WASHINGTON, May 6 - St. Louis Federal Reserve President Alberto Musalem said on Wednesday that the balance of risks facing U.S. monetary policy has moved toward higher inflation, a shift that could force interest rates to remain unchanged for an extended period even as the job market shows signs of stability.
Speaking to the Mississippi Bankers Association, Musalem said inflation is currently ‘‘running meaningfully above our target.’’ He emphasized that the Fed confronts risks on both employment and inflation fronts, but that in his assessment the odds have moved toward greater concern about inflation.
"There’s a lot of uncertainty right now, and it’s important to see how things settle," Musalem said, noting that recent inflation pressures are extending beyond the direct effects of tariffs and previous energy price shocks linked to the U.S.-backed war with Iran.
Energy markets have shown significant volatility, Musalem added. Oil prices have swung sharply, dipping on reports of potential progress toward a settlement in the conflict before rebounding above $100 a barrel. Meanwhile, U.S. retail gasoline prices have risen from roughly $3 to about $4.50 a gallon, adding to consumer price pressure.
He also pointed to a New York Fed gauge of global supply chain stress that leapt to its highest level since July 2022, a period when manufacturing networks were still entangled by the pandemic and global prices were surging. Musalem called this rise in supply-chain pressure "underlying inflation that we need to worry about," saying executives had flagged higher costs for industrial inputs including aluminum, helium and diesel fuel.
Those input cost increases, he said, could be disruptive to production and feed through to broader price gains. At the same time, Musalem reported, there is a ‘‘confidence effect’’ in which firms may pull back on hiring even as the risk of accelerating prices grows - a dynamic that complicates the Fed’s dual mandate to maintain maximum employment and stable prices.
The practical consequence, Musalem suggested, may be an extended pause in policy changes.
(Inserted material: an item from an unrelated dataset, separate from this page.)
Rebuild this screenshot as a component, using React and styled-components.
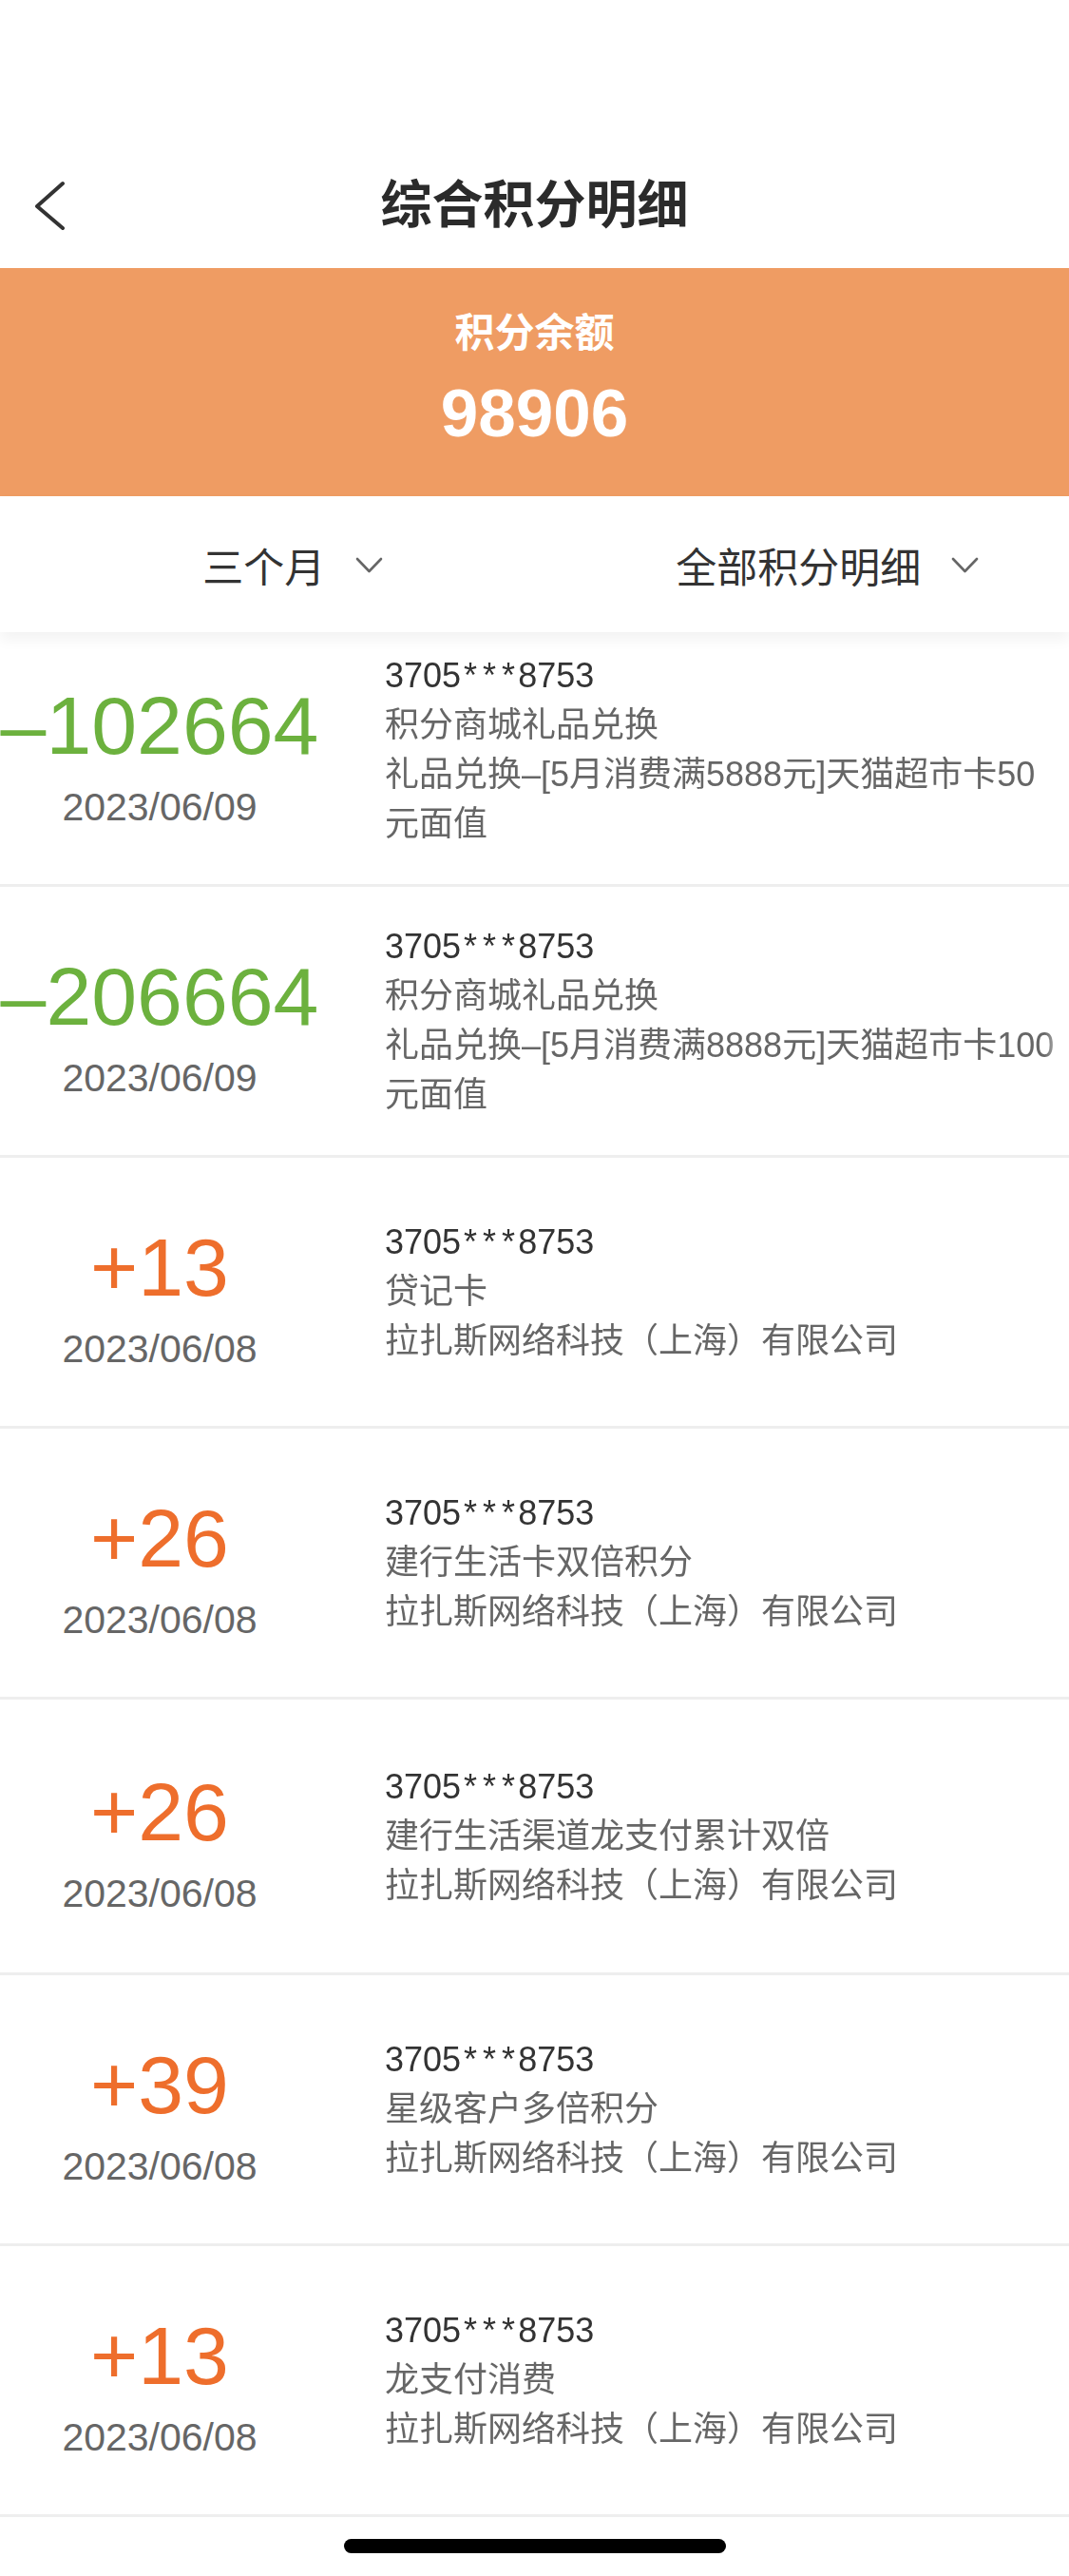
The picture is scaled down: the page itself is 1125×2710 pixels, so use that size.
import React from "react";
import styled, { createGlobalStyle } from "styled-components";

const GlobalStyle = createGlobalStyle`
  html, body {
    margin: 0;
    padding: 0;
    background: #fff;
  }
  body {
    font-family: "Liberation Sans", "Noto Sans CJK SC", sans-serif;
    overflow: hidden;
  }
`;

const Page = styled.div`
  position: relative;
  width: 1125px;
  height: 2710px;
  overflow: hidden;
  background: #fff;
`;

const StatusBar = styled.div`
  height: 150px;
`;

const NavBar = styled.div`
  display: grid;
  grid-template-columns: 140px 1fr 140px;
  align-items: center;
  height: 132px;
`;

const BackBtn = styled.div`
  display: flex;
  align-items: center;
  padding-left: 37px;
`;

const Title = styled.h1`
  margin: 0;
  text-align: center;
  font-size: 54px;
  font-weight: 700;
  line-height: 1;
  color: #2b2b2b;
`;

const Balance = styled.section`
  box-sizing: border-box;
  height: 240px;
  padding-top: 44px;
  display: flex;
  flex-direction: column;
  align-items: center;
  background: #ef9c63;
  color: #fff;
`;

const BalanceLabel = styled.div`
  font-size: 42px;
  line-height: 50px;
  font-weight: 600;
`;

const BalanceValue = styled.div`
  margin-top: 19px;
  font-size: 71px;
  line-height: 80px;
  font-weight: 700;
`;

const FilterBar = styled.div`
  position: relative;
  z-index: 1;
  display: flex;
  height: 143px;
  background: #fff;
  box-shadow: 0 8px 14px rgba(0, 0, 0, 0.05);
`;

const FilterItem = styled.div`
  flex: 1;
  display: flex;
  align-items: center;
  justify-content: center;
  gap: 32px;
  padding-left: 54px;
  font-size: 43px;
  color: #333;
`;

const List = styled.div`
  margin-top: -17px;
`;

const Row = styled.div`
  box-sizing: border-box;
  display: flex;
  height: ${(p) => p.$h}px;
  border-bottom: 3px solid #eeeeee;
  overflow: hidden;
`;

const AmountCol = styled.div`
  box-sizing: border-box;
  width: 336px;
  flex-shrink: 0;
  padding-top: 13px;
  display: flex;
  flex-direction: column;
  align-items: center;
  justify-content: center;
`;

const Amount = styled.div`
  font-size: 86px;
  line-height: 90px;
  white-space: nowrap;
  color: ${(p) => (p.$minus ? "#6cb13e" : "#ee6e2c")};
`;

const DateText = styled.div`
  margin-top: 17px;
  font-size: 41px;
  line-height: 48px;
  color: #666;
`;

const InfoCol = styled.div`
  flex: 1;
  margin-left: 69px;
  display: flex;
  flex-direction: column;
  justify-content: center;
  white-space: nowrap;
  -webkit-mask-image: linear-gradient(to right, #000 calc(100% - 26px), transparent);
  mask-image: linear-gradient(to right, #000 calc(100% - 26px), transparent);
`;

const Account = styled.div`
  font-size: 36px;
  line-height: 52px;
  color: #333;
`;

const Stars = styled.span`
  padding-left: 3px;
  margin-right: -3px;
  letter-spacing: 6px;
`;

const InfoLine = styled.div`
  font-size: 36px;
  line-height: 52px;
  color: #666;
`;

const HomeIndicator = styled.div`
  position: absolute;
  left: 50%;
  bottom: 24px;
  width: 402px;
  height: 15px;
  margin-left: -201px;
  border-radius: 8px;
  background: #000;
`;

const BackIcon = () => (
  <svg width="32" height="52" viewBox="0 0 32 52">
    <polyline
      points="29,3 2,27 29,50"
      fill="none"
      stroke="#333"
      strokeWidth="4"
      strokeLinecap="round"
      strokeLinejoin="round"
    />
  </svg>
);

const DownIcon = () => (
  <svg width="29" height="18" viewBox="0 0 29 18">
    <polyline
      points="2,3 14.5,16 27,3"
      fill="none"
      stroke="#666"
      strokeWidth="2.6"
      strokeLinecap="round"
      strokeLinejoin="round"
    />
  </svg>
);

const SHOP = "拉扎斯网络科技（上海）有限公司";

const records = [
  {
    amount: "–102664",
    minus: true,
    date: "2023/06/09",
    lines: ["积分商城礼品兑换", "礼品兑换–[5月消费满5888元]天猫超市卡50", "元面值"],
    h: 285,
  },
  {
    amount: "–206664",
    minus: true,
    date: "2023/06/09",
    lines: ["积分商城礼品兑换", "礼品兑换–[5月消费满8888元]天猫超市卡100", "元面值"],
    h: 285,
  },
  { amount: "+13", date: "2023/06/08", lines: ["贷记卡", SHOP], h: 285 },
  { amount: "+26", date: "2023/06/08", lines: ["建行生活卡双倍积分", SHOP], h: 285 },
  { amount: "+26", date: "2023/06/08", lines: ["建行生活渠道龙支付累计双倍", SHOP], h: 290 },
  { amount: "+39", date: "2023/06/08", lines: ["星级客户多倍积分", SHOP], h: 285 },
  { amount: "+13", date: "2023/06/08", lines: ["龙支付消费", SHOP], h: 285 },
];

function App() {
  return (
    <Page>
      <GlobalStyle />
      <StatusBar />
      <NavBar>
        <BackBtn>
          <BackIcon />
        </BackBtn>
        <Title>综合积分明细</Title>
        <div />
      </NavBar>
      <Balance>
        <BalanceLabel>积分余额</BalanceLabel>
        <BalanceValue>98906</BalanceValue>
      </Balance>
      <FilterBar>
        <FilterItem>
          三个月
          <DownIcon />
        </FilterItem>
        <FilterItem>
          全部积分明细
          <DownIcon />
        </FilterItem>
      </FilterBar>
      <List>
        {records.map((r, i) => (
          <Row key={i} $h={r.h}>
            <AmountCol>
              <Amount $minus={r.minus}>{r.amount}</Amount>
              <DateText>{r.date}</DateText>
            </AmountCol>
            <InfoCol>
              <Account>
                3705<Stars>***</Stars>8753
              </Account>
              {r.lines.map((line, j) => (
                <InfoLine key={j}>{line}</InfoLine>
              ))}
            </InfoCol>
          </Row>
        ))}
      </List>
      <HomeIndicator />
    </Page>
  );
}

export default App;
The Fed’s target range for its policy rate has been held at 3.5% to 3.75% since December, and Musalem indicated the rate may need to stay on hold until inflation clearly returns toward the 2% objective.
He also acknowledged that other plausible paths remain on the table: scenarios in which the central bank would cut rates, and scenarios in which further rate increases would be required. Musalem is not currently a voter on the Federal Open Market Committee, but his remarks echoed Fed Chair Jerome Powell’s recent comments that the internal consensus is shifting toward the possibility that additional tightening could be necessary to counter inflation risks.
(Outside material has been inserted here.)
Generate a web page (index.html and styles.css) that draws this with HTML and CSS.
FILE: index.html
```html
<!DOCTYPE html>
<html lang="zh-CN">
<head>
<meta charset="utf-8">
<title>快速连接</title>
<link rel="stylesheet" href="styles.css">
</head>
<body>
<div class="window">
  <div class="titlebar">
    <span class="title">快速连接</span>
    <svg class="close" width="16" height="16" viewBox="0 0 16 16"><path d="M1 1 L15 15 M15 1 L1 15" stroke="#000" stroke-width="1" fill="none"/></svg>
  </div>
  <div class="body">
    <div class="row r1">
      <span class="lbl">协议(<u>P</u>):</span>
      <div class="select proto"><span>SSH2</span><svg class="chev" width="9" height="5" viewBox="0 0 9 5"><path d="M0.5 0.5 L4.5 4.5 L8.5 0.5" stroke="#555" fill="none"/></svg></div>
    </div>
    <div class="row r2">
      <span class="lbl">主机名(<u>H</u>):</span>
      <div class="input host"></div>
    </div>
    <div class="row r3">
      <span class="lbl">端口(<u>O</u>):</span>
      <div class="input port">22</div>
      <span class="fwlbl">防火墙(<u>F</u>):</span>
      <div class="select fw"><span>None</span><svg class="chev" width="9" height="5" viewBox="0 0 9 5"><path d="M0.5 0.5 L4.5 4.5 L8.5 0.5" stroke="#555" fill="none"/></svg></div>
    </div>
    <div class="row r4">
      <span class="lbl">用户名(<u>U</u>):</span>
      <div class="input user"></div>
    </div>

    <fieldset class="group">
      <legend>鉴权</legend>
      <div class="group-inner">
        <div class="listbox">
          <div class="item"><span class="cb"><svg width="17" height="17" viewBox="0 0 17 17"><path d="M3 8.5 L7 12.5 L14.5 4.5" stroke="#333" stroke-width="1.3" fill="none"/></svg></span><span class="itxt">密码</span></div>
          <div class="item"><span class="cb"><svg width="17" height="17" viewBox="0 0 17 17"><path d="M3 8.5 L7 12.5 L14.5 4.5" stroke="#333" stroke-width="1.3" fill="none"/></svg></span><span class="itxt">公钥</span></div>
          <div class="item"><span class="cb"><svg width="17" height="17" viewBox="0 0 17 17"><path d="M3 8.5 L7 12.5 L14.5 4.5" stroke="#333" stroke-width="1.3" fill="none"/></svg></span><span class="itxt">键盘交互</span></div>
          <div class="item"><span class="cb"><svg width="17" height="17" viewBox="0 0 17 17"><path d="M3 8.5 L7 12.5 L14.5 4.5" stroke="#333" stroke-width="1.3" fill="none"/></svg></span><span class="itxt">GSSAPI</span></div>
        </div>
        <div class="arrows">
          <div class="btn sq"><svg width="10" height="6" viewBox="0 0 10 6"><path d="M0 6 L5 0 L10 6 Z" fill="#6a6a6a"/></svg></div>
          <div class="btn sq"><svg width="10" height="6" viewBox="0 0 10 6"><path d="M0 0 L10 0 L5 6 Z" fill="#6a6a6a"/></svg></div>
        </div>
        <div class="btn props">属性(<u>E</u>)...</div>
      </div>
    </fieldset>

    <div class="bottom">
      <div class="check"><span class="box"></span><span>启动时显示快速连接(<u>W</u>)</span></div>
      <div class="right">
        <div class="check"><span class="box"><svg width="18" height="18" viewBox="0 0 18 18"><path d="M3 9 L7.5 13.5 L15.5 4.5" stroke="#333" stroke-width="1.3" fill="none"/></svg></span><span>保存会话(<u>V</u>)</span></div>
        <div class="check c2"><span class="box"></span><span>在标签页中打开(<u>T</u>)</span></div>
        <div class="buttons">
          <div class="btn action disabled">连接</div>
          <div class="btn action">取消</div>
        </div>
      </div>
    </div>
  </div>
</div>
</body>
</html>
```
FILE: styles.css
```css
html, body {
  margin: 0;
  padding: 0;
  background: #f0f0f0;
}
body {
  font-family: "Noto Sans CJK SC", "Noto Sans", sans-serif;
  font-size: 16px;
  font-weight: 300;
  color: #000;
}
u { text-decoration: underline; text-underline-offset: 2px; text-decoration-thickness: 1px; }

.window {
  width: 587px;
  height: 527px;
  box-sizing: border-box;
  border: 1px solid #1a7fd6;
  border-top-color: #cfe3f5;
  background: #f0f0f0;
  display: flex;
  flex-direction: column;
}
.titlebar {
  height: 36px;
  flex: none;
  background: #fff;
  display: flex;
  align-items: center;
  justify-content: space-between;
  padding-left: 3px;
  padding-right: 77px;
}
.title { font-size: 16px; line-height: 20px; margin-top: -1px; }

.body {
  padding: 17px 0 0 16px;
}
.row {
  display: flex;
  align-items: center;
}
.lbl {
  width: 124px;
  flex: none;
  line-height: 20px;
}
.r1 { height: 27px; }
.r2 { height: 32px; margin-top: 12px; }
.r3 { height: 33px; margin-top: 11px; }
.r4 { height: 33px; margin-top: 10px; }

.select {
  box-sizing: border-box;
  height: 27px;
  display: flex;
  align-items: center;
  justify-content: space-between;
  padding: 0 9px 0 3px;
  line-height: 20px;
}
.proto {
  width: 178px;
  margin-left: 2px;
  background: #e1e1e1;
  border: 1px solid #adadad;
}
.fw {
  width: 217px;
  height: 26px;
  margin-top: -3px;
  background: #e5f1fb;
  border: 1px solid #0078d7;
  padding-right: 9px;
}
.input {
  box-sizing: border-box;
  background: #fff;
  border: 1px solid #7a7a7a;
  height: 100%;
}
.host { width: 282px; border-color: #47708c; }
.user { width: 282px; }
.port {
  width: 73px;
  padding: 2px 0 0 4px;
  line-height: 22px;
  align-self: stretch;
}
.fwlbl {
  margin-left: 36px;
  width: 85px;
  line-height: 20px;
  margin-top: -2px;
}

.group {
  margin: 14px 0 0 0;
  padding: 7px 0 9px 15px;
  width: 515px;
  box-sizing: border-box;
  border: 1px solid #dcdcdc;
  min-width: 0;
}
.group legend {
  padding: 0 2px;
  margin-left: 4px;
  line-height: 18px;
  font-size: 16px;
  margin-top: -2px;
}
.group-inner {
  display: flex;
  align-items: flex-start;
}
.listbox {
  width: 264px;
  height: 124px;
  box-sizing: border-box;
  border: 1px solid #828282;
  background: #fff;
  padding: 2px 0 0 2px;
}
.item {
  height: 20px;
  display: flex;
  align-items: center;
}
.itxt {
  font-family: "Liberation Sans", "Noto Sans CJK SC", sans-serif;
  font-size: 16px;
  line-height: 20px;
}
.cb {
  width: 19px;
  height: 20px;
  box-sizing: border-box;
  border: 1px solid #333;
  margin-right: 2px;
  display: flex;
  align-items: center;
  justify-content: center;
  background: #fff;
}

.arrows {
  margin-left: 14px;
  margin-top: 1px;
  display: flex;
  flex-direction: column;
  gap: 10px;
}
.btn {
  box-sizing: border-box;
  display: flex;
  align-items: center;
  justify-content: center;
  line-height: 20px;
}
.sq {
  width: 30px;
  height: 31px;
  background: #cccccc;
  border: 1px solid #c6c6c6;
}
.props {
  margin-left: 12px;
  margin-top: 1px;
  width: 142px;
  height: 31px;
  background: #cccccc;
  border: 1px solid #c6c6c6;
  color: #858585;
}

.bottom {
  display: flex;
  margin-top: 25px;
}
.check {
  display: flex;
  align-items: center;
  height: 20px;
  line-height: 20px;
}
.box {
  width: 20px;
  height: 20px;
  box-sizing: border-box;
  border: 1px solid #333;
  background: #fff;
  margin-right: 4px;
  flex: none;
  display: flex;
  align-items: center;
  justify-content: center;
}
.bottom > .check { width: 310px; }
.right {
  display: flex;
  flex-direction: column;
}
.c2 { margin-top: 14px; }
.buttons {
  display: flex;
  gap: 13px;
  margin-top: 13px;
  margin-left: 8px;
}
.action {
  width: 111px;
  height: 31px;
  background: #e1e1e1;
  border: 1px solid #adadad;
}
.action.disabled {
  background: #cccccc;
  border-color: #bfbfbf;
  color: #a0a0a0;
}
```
On the data front, Musalem pointed to readings that show inflation remains above target. The Personal Consumption Expenditures price index - the Fed’s preferred measure - rose to 3.5% in March from 2.8% in February, while core PCE, which strips out some volatile items including recent energy price swings, increased to 3.2% from 3.0% the prior month. New consumer price data for April due next week were expected to show continued acceleration.
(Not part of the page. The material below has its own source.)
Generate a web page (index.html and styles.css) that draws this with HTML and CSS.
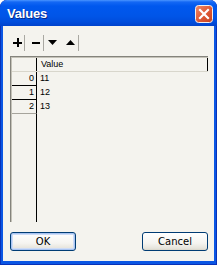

Jobs data for April, scheduled for release later in the week, were projected by economists polled by Reuters to show an unemployment rate holding at 4.3%, a reading Musalem said is consistent with the current stability in the labor market.
Musalem’s remarks underscore the policy dilemma facing the Federal Reserve: balancing a still-solid labor market with persistent and, in some areas, rising price pressures. He framed the Fed’s objective succinctly: a commitment to returning inflation to the 2% target is "the best thing that we can do for healthy growth."
The interplay between volatile energy prices, renewed supply-chain constraints and firming underlying inflation creates multiple potential policy outcomes and complicates the calendar for rate relief. Investors, according to prevailing market pricing, do not expect the Fed to begin cutting rates until at least the second half of 2027, and Musalem noted that those expectations make it more difficult for incoming Fed chair Kevin Warsh to deliver the rate reductions that President Donald Trump has said he expects.
Ultimately, Musalem portrayed a policy outlook dominated by uncertainty: inflationary pressures that are broader than a single commodity shock; supply-chain strains that revive earlier inflation risks; and a labor market that appears steady but could be affected by firms' shifting confidence. Those factors, he warned, could keep the Fed’s policy rate steady until there is clearer evidence that inflation is once again moving toward target.